Shrine forests that calmly stand watch over the changing times have been developed using theories and ideas based on the natural sciences as well as on the Japanese view of nature inherited from the ancients. Like parks, shrine forests are familiar and valuable green spaces for citizens and contribute to the greening of urban areas. In addition, they play a significant role as oases of relaxation, while helping protect the environment.
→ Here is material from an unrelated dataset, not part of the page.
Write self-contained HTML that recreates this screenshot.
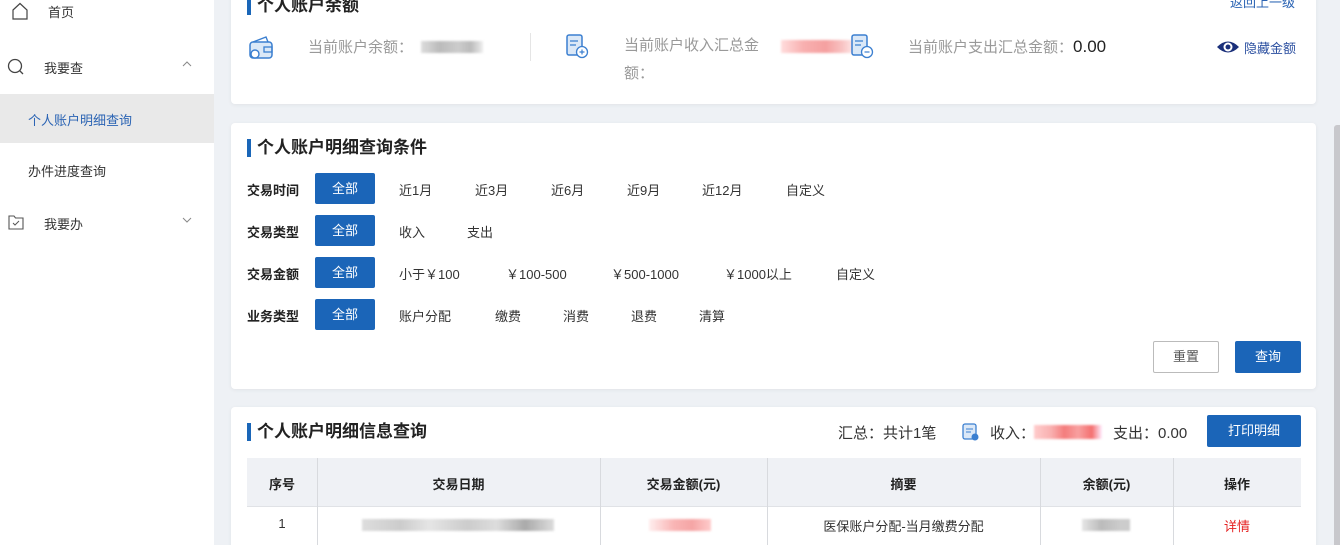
<!DOCTYPE html>
<html style="overflow:hidden;width:1340px;height:545px"><head><meta charset="utf-8"><style>
*{margin:0;padding:0;box-sizing:border-box}
body{width:1340px;height:545px;overflow:hidden;background:#eef1f5;font-family:"Liberation Sans","Noto Sans CJK SC",sans-serif;font-size:14px;color:#333;position:relative}
.abs{position:absolute}
.side{left:0;top:0;width:214px;height:545px;background:#fff}
.card{background:#fff;border-radius:4px;left:231px;width:1085px;box-shadow:0 1px 4px rgba(0,0,0,.06);overflow:hidden}
.tt{font-size:17px;font-weight:bold;color:#222;border-left:4px solid #1a66b8;padding-left:6px;line-height:18px}
.btn{background:#1b65b8;color:#fff;border-radius:2px;text-align:center}
.lbl{font-weight:bold;font-size:13px;color:#222}
.opt{font-size:13px;color:#333}
.blur{filter:blur(1px)}
</style></head><body>
<div class="abs side">
  <svg class="abs" style="left:11px;top:2px" width="18" height="18" viewBox="0 0 18 18"><path d="M2 8 L9 1.5 L16 8 V17 H2 Z" fill="none" stroke="#444" stroke-width="1.2"/></svg>
  <div class="abs" style="left:48px;top:2px;font-size:13px">首页</div>
  <svg class="abs" style="left:7px;top:58px" width="18" height="18" viewBox="0 0 18 18"><circle cx="8" cy="8" r="6.5" fill="none" stroke="#444" stroke-width="1.3"/><path d="M12.5 12.5 L16 16" stroke="#444" stroke-width="1.3"/></svg>
  <div class="abs" style="left:44px;top:58px;font-size:13px">我要查</div>
  <svg class="abs" style="left:182px;top:61px" width="10" height="6" viewBox="0 0 10 6"><path d="M1 5 L5 1 L9 5" fill="none" stroke="#888"/></svg>
  <div class="abs" style="left:0;top:94px;width:214px;height:49px;background:#e9e9e9"></div>
  <div class="abs" style="left:28px;top:110px;font-size:13px;color:#2b64b4">个人账户明细查询</div>
  <div class="abs" style="left:28px;top:161px;font-size:13px">办件进度查询</div>
  <svg class="abs" style="left:8px;top:215px" width="16" height="15" viewBox="0 0 16 15"><path d="M1 1 H6 L7.5 3 H15 V14 H1 Z" fill="none" stroke="#555" stroke-width="1.1"/><path d="M5 8 L7 10 L11 6" fill="none" stroke="#555"/></svg>
  <div class="abs" style="left:44px;top:214px;font-size:13px">我要办</div>
  <svg class="abs" style="left:182px;top:217px" width="10" height="6" viewBox="0 0 10 6"><path d="M1 1 L5 5 L9 1" fill="none" stroke="#888"/></svg>
</div>

<div class="abs card" style="top:-10px;height:114px">
  <div class="abs tt" style="left:16px;top:7px">个人账户余额</div>
  <div class="abs" style="left:999px;top:2px;font-size:13px;color:#2b64b4">返回上一级</div>
  <svg class="abs" style="left:17px;top:44px" width="28" height="28" viewBox="0 0 28 28"><rect x="2" y="8" width="22" height="16" rx="3" fill="#dbe8f7" stroke="#3b7fd0" stroke-width="1.5"/><path d="M5 8 L18 3 L20 8" fill="none" stroke="#3b7fd0" stroke-width="1.4"/><rect x="16" y="13" width="8" height="5" fill="none" stroke="#3b7fd0" stroke-width="1.3"/><circle cx="7" cy="20" r="4" fill="#fff" stroke="#3b7fd0" stroke-width="1.4"/></svg>
  <div class="abs" style="left:77px;top:46px;font-size:15px;color:#999">当前账户余额：</div>
  <div class="abs blur" style="left:190px;top:51px;width:62px;height:12px;background:linear-gradient(90deg,#ddd,#bbb 30%,#ccc 60%,#bbb 80%,#eee)"></div>
  <div class="abs" style="left:299px;top:43px;width:1px;height:28px;background:#e5e5e5"></div>
  <svg class="abs" style="left:333px;top:42px" width="26" height="28" viewBox="0 0 26 28"><rect x="3" y="3" width="15" height="20" rx="2" fill="#dbe8f7" stroke="#3b7fd0" stroke-width="1.5"/><path d="M6 9 H14 M6 13 H12" stroke="#3b7fd0" stroke-width="1.3"/><circle cx="18" cy="20" r="5.5" fill="#fff" stroke="#3b7fd0" stroke-width="1.3"/><path d="M15.5 20 H20.5 M18 17.5 V22.5" stroke="#3b7fd0" stroke-width="1.2"/></svg>
  <div class="abs" style="left:393px;top:42px;font-size:15px;color:#999;width:150px;line-height:28px">当前账户收入汇总金额：</div>
  <div class="abs blur" style="left:550px;top:50px;width:75px;height:13px;background:linear-gradient(90deg,#fdd,#f8b0b0 30%,#f5a0a0 60%,#f8c0c0 80%,#fee)"></div>
  <svg class="abs" style="left:618px;top:42px" width="26" height="28" viewBox="0 0 26 28"><rect x="3" y="3" width="15" height="20" rx="2" fill="#dbe8f7" stroke="#3b7fd0" stroke-width="1.5"/><path d="M6 9 H14 M6 13 H12" stroke="#3b7fd0" stroke-width="1.3"/><circle cx="18" cy="20" r="5.5" fill="#fff" stroke="#3b7fd0" stroke-width="1.3"/><path d="M15.5 20 H20.5" stroke="#3b7fd0" stroke-width="1.2"/></svg>
  <div class="abs" style="left:677px;top:46px;font-size:15px;color:#999">当前账户支出汇总金额：<span style="color:#222;font-size:17px">0.00</span></div>
  <svg class="abs" style="left:985px;top:49px" width="24" height="16" viewBox="0 0 24 16"><path d="M1 8 Q12 -3 23 8 Q12 19 1 8 Z" fill="#1a2f7a"/><circle cx="12" cy="8" r="4.5" fill="#fff"/><circle cx="12" cy="8" r="2.5" fill="#1a2f7a"/></svg>
  <div class="abs" style="left:1013px;top:48px;font-size:13px;color:#2b4fa0">隐藏金额</div>
</div>

<div class="abs card" style="top:123px;height:266px">
  <div class="abs tt" style="left:16px;top:16px">个人账户明细查询条件</div>
  <div class="abs lbl" style="left:16px;top:57px">交易时间</div>
  <div class="abs btn" style="left:84px;top:50px;width:60px;height:31px;line-height:31px;font-size:13px">全部</div>
  <div class="abs opt" style="left:168px;top:57px">近1月</div>
  <div class="abs opt" style="left:244px;top:57px">近3月</div>
  <div class="abs opt" style="left:320px;top:57px">近6月</div>
  <div class="abs opt" style="left:396px;top:57px">近9月</div>
  <div class="abs opt" style="left:471px;top:57px">近12月</div>
  <div class="abs opt" style="left:555px;top:57px">自定义</div>
  <div class="abs lbl" style="left:16px;top:99px">交易类型</div>
  <div class="abs btn" style="left:84px;top:92px;width:60px;height:31px;line-height:31px;font-size:13px">全部</div>
  <div class="abs opt" style="left:168px;top:99px">收入</div>
  <div class="abs opt" style="left:236px;top:99px">支出</div>
  <div class="abs lbl" style="left:16px;top:141px">交易金额</div>
  <div class="abs btn" style="left:84px;top:134px;width:60px;height:31px;line-height:31px;font-size:13px">全部</div>
  <div class="abs opt" style="left:168px;top:141px">小于￥100</div>
  <div class="abs opt" style="left:275px;top:141px">￥100-500</div>
  <div class="abs opt" style="left:380px;top:141px">￥500-1000</div>
  <div class="abs opt" style="left:493px;top:141px">￥1000以上</div>
  <div class="abs opt" style="left:605px;top:141px">自定义</div>
  <div class="abs lbl" style="left:16px;top:183px">业务类型</div>
  <div class="abs btn" style="left:84px;top:176px;width:60px;height:31px;line-height:31px;font-size:13px">全部</div>
  <div class="abs opt" style="left:168px;top:183px">账户分配</div>
  <div class="abs opt" style="left:264px;top:183px">缴费</div>
  <div class="abs opt" style="left:332px;top:183px">消费</div>
  <div class="abs opt" style="left:400px;top:183px">退费</div>
  <div class="abs opt" style="left:468px;top:183px">清算</div>
  <div class="abs" style="left:922px;top:218px;width:66px;height:32px;border:1px solid #bbb;border-radius:2px;text-align:center;line-height:30px;font-size:13px;color:#555">重置</div>
  <div class="abs btn" style="left:1004px;top:218px;width:66px;height:32px;line-height:32px;font-size:13px">查询</div>
</div>

<div class="abs card" style="top:407px;height:150px">
  <div class="abs tt" style="left:16px;top:16px">个人账户明细信息查询</div>
  <div class="abs" style="left:607px;top:15px;font-size:15px;color:#333">汇总：共计1笔</div>
  <svg class="abs" style="left:730px;top:15px" width="20" height="20" viewBox="0 0 20 20"><rect x="2" y="2" width="13" height="15" rx="2" fill="#dbe8f7" stroke="#3b7fd0" stroke-width="1.3"/><path d="M5 7 H12 M5 10 H10" stroke="#3b7fd0"/><circle cx="14" cy="15" r="3.5" fill="#3b7fd0"/></svg>
  <div class="abs" style="left:759px;top:15px;font-size:15px;color:#333">收入：</div>
  <div class="abs blur" style="left:803px;top:18px;width:68px;height:14px;background:linear-gradient(90deg,#fcc,#f9b0b0 25%,#f47c7c 45%,#f8a0a0 65%,#f47070 85%,#fef)"></div>
  <div class="abs" style="left:882px;top:15px;font-size:15px;color:#333">支出：0.00</div>
  <div class="abs btn" style="left:976px;top:8px;width:94px;height:32px;line-height:32px;font-size:13px">打印明细</div>
  <div class="abs" style="left:16px;top:51px;width:1054px;height:48px;background:#eff1f5"></div>
  <div class="abs" style="left:16px;top:99px;width:1054px;height:1px;background:#e0e2e6"></div>
  <div class="abs" style="left:86px;top:51px;width:1px;height:100px;background:#d8dade"></div>
  <div class="abs" style="left:369px;top:51px;width:1px;height:100px;background:#d8dade"></div>
  <div class="abs" style="left:536px;top:51px;width:1px;height:100px;background:#d8dade"></div>
  <div class="abs" style="left:809px;top:51px;width:1px;height:100px;background:#d8dade"></div>
  <div class="abs" style="left:942px;top:51px;width:1px;height:100px;background:#d8dade"></div>
  <div class="abs lbl" style="left:16px;width:70px;top:67px;text-align:center">序号</div>
  <div class="abs lbl" style="left:86px;width:283px;top:67px;text-align:center">交易日期</div>
  <div class="abs lbl" style="left:369px;width:167px;top:67px;text-align:center">交易金额(元)</div>
  <div class="abs lbl" style="left:536px;width:273px;top:67px;text-align:center">摘要</div>
  <div class="abs lbl" style="left:809px;width:133px;top:67px;text-align:center">余额(元)</div>
  <div class="abs lbl" style="left:942px;width:128px;top:67px;text-align:center">操作</div>
  <div class="abs" style="left:16px;width:70px;top:109px;text-align:center;font-size:13px">1</div>
  <div class="abs blur" style="left:131px;top:112px;width:192px;height:12px;background:linear-gradient(90deg,#ddd,#ccc 20%,#e5e5e5 35%,#ccc 55%,#ddd 70%,#aaa 85%,#ddd)"></div>
  <div class="abs blur" style="left:418px;top:112px;width:62px;height:12px;background:linear-gradient(90deg,#fee,#f9b5b5 40%,#f5a5a5 70%,#fcc)"></div>
  <div class="abs" style="left:536px;width:273px;top:109px;text-align:center;font-size:13px">医保账户分配-当月缴费分配</div>
  <div class="abs blur" style="left:851px;top:112px;width:48px;height:12px;background:linear-gradient(90deg,#e5e5e5,#bbb 40%,#ccc 80%,#ccc)"></div>
  <div class="abs" style="left:942px;width:128px;top:109px;text-align:center;font-size:13px;color:#e52222">详情</div>
</div>
<div class="abs" style="left:1334px;top:125px;width:6px;height:420px;background:#c8c8cc;border-radius:3px 0 0 0"></div>
</body></html>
The importance of forests in urban areas has been recognized particularly from the perspectives of disaster prevention and environmental conservation. If we compare a three dimensional forest with the same area of lawn, the forest has about 30 times more surface area, thus exerting greater soundproofing, air purification and water quality conservation effects. Moreover, a thick wood is thought to absorb at least 100 times more carbon dioxide than a lawn, which greatly contributes to alleviating global warming.
The ability of forests to mitigate damage from disasters was proved in January 1995 when the Great Hanshin Earthquake struck Kobe and its surrounding areas in western Japan. Natural forests with native broadleaf evergreen trees helped prevent the spread of fire. Planting long-lived urban trees, therefore, can be a very important preparatory measure for natural disasters, including the great earthquake likely to occur in the Kanto area in the near future.
The 90-year-old Meiji Jingu artificial forest continues to grow in the heart of Tokyo. Even 100, 200 or 1,000 years from now, this forest that invites us to take a deep breath will still be thriving.